En «Es cosa de muchachos» (pp. 69-78)[1] irrumpe una voz narradora en primera persona: «En una de esas casas vivía el abuelo, y vivía yo también» (p. 71). El narrador recuerda sus estancias a temporadas en aquella casa con sus primos Mario y Carolina y describe al abuelo, que tenía una especie de manía con las campanas; de hecho, vivía en aquel barrio por las campanas de las distintas iglesias, que eran para él como el telégrafo del cielo[2]. Cuando cometía alguna travesura —por ejemplo, pasear bajo la lluvia—, el abuelo le disculpaba cómplice ante la tía Lola con un: «¡Cosas de muchachos!». A veces le preguntaba qué sería de mayor: «Y yo siempre le contestaba que me gustaría ir por el mundo, solitario, en días de lluvia, para mojarme bien y recibir el agua suave y tibia de las nubes», porque esa era «una forma hermosa de ir por el mundo» (p. 75).
La segunda secuencia, separada de la anterior por un blanco, explica por qué el abuelo rechazó tajantemente la idea de su nieto de ir a Cuba: «Más tarde, un día, no sé cuándo, la tía me dijo que al abuelo le habían matado a su padre en aquellas tierras. Entonces comprendí el porqué no quería que yo fuese a vivir aventuras a aquellas tierras» (pp. 76-77).
La tercera presenta el desenlace: «Sucedió un atardecer» (p. 77), mientras suenan las campanas:
Las Agustinas dieron las campanadas de las ocho, Y casi a continuación sonaron las de San Cerni. Y poco después las de San Lorenzo. Entre unas y otras se murió el abuelo. Llovía. Y la calle aquella parecía más estrecha, más llena de sombras, más aislada y silenciosa (p. 77).
Es una lluvia menuda y tibia. El joven, al que no le dejan ver el cadáver, llora y siente rabia, y se le escapa una sonrisa triste y vaga: el abuelo ya no habría dicho que «era cosa de muchachos», sino «eran cosas de hombres ya». Cuando lo llevan a enterrar suenan las campanas al unísono, no como antes, que sonaban por separado:
Yo lo sé porque no me dejaron ir al cementerio y las escuché en silencio, junto al balcón panzudo de cristales, llorando en silencio. Yo sabía que el abuelo me estaba contemplando y sonreía. Me acuerdo como si fuese ahora (p. 78).

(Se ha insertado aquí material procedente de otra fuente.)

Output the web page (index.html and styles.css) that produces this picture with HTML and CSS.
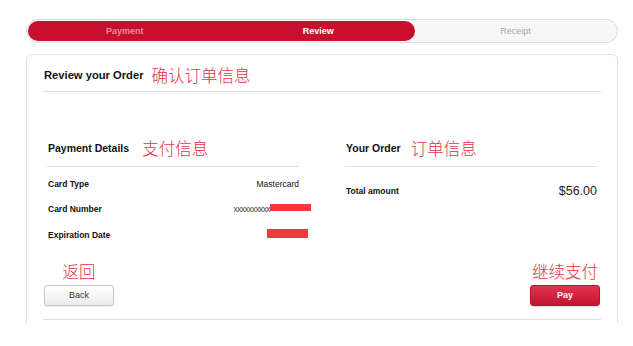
FILE: index.html
```html
<!DOCTYPE html>
<html lang="zh-CN">
<head>
    <meta charset="UTF-8">
    <title>Review your Order</title>
    <link rel="stylesheet" href="styles.css">
</head>
<body>
    <div id="page">
        <div class="progress">
            <div class="progress-done">
                <span class="step step-past">Payment</span>
                <span class="step step-current">Review</span>
            </div>
            <span class="step step-next">Receipt</span>
        </div>

        <div class="card">
            <div class="card-head">
                <h1>Review your Order</h1>
                <span class="cn cn-title">确认订单信息</span>
            </div>

            <div class="cols">
                <div class="col">
                    <div class="col-head">
                        <h2>Payment Details</h2>
                        <span class="cn cn-pay">支付信息</span>
                    </div>
                    <ul class="rows">
                        <li><span class="label">Card Type</span><span class="value">Mastercard</span></li>
                        <li><span class="label">Card Number</span><span class="value value-num"><span class="mask">xxxxxxxxxx</span><i class="redact redact-num"></i></span></li>
                        <li><span class="label">Expiration Date</span><span class="value value-exp"><i class="redact redact-exp"></i></span></li>
                    </ul>
                </div>
                <div class="col">
                    <div class="col-head">
                        <h2>Your Order</h2>
                        <span class="cn cn-order">订单信息</span>
                    </div>
                    <ul class="rows rows-total">
                        <li><span class="label">Total amount</span><span class="total">$56.00</span></li>
                    </ul>
                </div>
            </div>

            <div class="actions">
                <div class="action">
                    <span class="cn">返回</span>
                    <button class="btn btn-back">Back</button>
                </div>
                <div class="action">
                    <span class="cn">继续支付</span>
                    <button class="btn btn-pay">Pay</button>
                </div>
            </div>
        </div>
    </div>
</body>
</html>
```

FILE: styles.css
```css
*{
    margin: 0;
    padding: 0;
    box-sizing: border-box;
}
ul{
    list-style: none;
}
body{
    background: #fff;
    font-family: "Liberation Sans", Arial, "Noto Sans CJK SC", sans-serif;
    color: #111;
}
#page{
    width: 618px;
    padding: 19px 0 0 26px;
}

/* steps bar */
.progress{
    display: flex;
    height: 24px;
    padding: 1px;
    border: 1px solid #dcdcdc;
    border-radius: 12px;
    background: #f7f7f7;
}
.progress-done{
    display: flex;
    width: 387px;
    background: #c8102e;
    border-radius: 10px;
}
.step{
    flex: 1;
    text-align: center;
    font-size: 9px;
    line-height: 20px;
}
.step-past{
    color: #ee8a9a;
    font-weight: bold;
}
.step-current{
    color: #fff;
    font-weight: bold;
}
.step-next{
    color: #a8a8a8;
}

/* card */
.card{
    margin-top: 11px;
    padding: 0 16px 3px;
    border: 1px solid #e2e2e2;
    border-bottom: none;
    border-radius: 6px 6px 0 0;
}
.card-head{
    display: flex;
    align-items: center;
    height: 37px;
    padding: 4px 0 0 1px;
    border-bottom: 1px solid #dedede;
}
h1{
    font-size: 11.2px;
    font-weight: bold;
}
h2{
    font-size: 10.5px;
    font-weight: bold;
}
.cn{
    font-family: "Noto Sans CJK SC", sans-serif;
    font-size: 16.5px;
    font-weight: 300;
    line-height: 20px;
    color: #e4323f;
}
.cn-title{
    margin-left: 8px;
}
.cn-pay{
    margin-left: 13px;
}
.cn-order{
    margin-left: 10px;
}

.cols{
    display: grid;
    grid-template-columns: 1fr 1fr;
    column-gap: 46px;
    padding: 0 4px;
    margin-top: 44px;
}
.col-head{
    display: flex;
    align-items: center;
    height: 31px;
    padding: 0 0 6px 1px;
    border-bottom: 1px solid #dedede;
}
.rows{
    margin-top: 4px;
}
.rows li{
    display: flex;
    justify-content: space-between;
    align-items: center;
    height: 25.5px;
    padding-left: 1px;
    font-size: 8.5px;
}
.label{
    font-weight: bold;
}
.value{
    display: flex;
    align-items: center;
}
.value-num{
    margin-right: -12px;
}
.value-exp{
    margin-right: -9px;
}
.mask{
    font-size: 8.5px;
    color: #444;
    letter-spacing: -0.6px;
}
.redact{
    display: block;
    background: #f23a3c;
}
.redact-num{
    width: 41px;
    height: 7px;
    margin-top: -3px;
}
.redact-exp{
    width: 41px;
    height: 9px;
    margin-top: -3px;
}
.rows-total{
    margin-top: 11px;
}
.total{
    font-size: 12.5px;
    color: #222;
}

/* buttons */
.actions{
    display: flex;
    justify-content: space-between;
    margin-top: 13px;
    padding: 0 1px 13px;
    border-bottom: 1px solid #dedede;
}
.action{
    display: flex;
    flex-direction: column;
    align-items: center;
}
.btn{
    width: 70px;
    height: 21px;
    margin-top: 4px;
    border-radius: 3px;
    font-family: "Liberation Sans", Arial, sans-serif;
    font-size: 9px;
    cursor: pointer;
}
.btn-back{
    border: 1px solid #c9c9c9;
    background: linear-gradient(#ffffff, #ebebeb);
    color: #333;
    box-shadow: 0 1px 1px rgba(0,0,0,0.08);
}
.btn-pay{
    border: 1px solid #bb1330;
    background: linear-gradient(#e2334f, #c4142f);
    color: #fff;
    font-weight: bold;
    box-shadow: 0 1px 1px rgba(0,0,0,0.15);
}
```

[1] Cito por José María Sanjuán, Un puñado de manzanas verdes, Barcelona, Destino, 1969 (colección Áncora y Delfín, núm. 323).
[2] Cfr. estos pasajes: «Las campanas tienen algo de cielo, ¿eh?, como si te llamaran para ir allí… […] Cualquier día nos llamarán a nosotros también, ya verás»; «son como si nos invitaran a seguirlas al cielo…» (p. 73). Por los topónimos mencionados, el relato parece ambientado en Pamplona: San Cerni[n], Agustinas, San Miguel, Plaza de San Francisco: «Era una ciudad fresquita en verano, pero helada y húmeda en invierno. Llovía mucho. Pero era una lluvia hermosa, suave, finísima, que casi ni te enterabas cuando caía» (p. 73); «Era una ciudad sonolienta, hecha para las nostalgias. Con grandes alamedas de árboles de copa ancha y tronco recio y rugoso» (p. 75).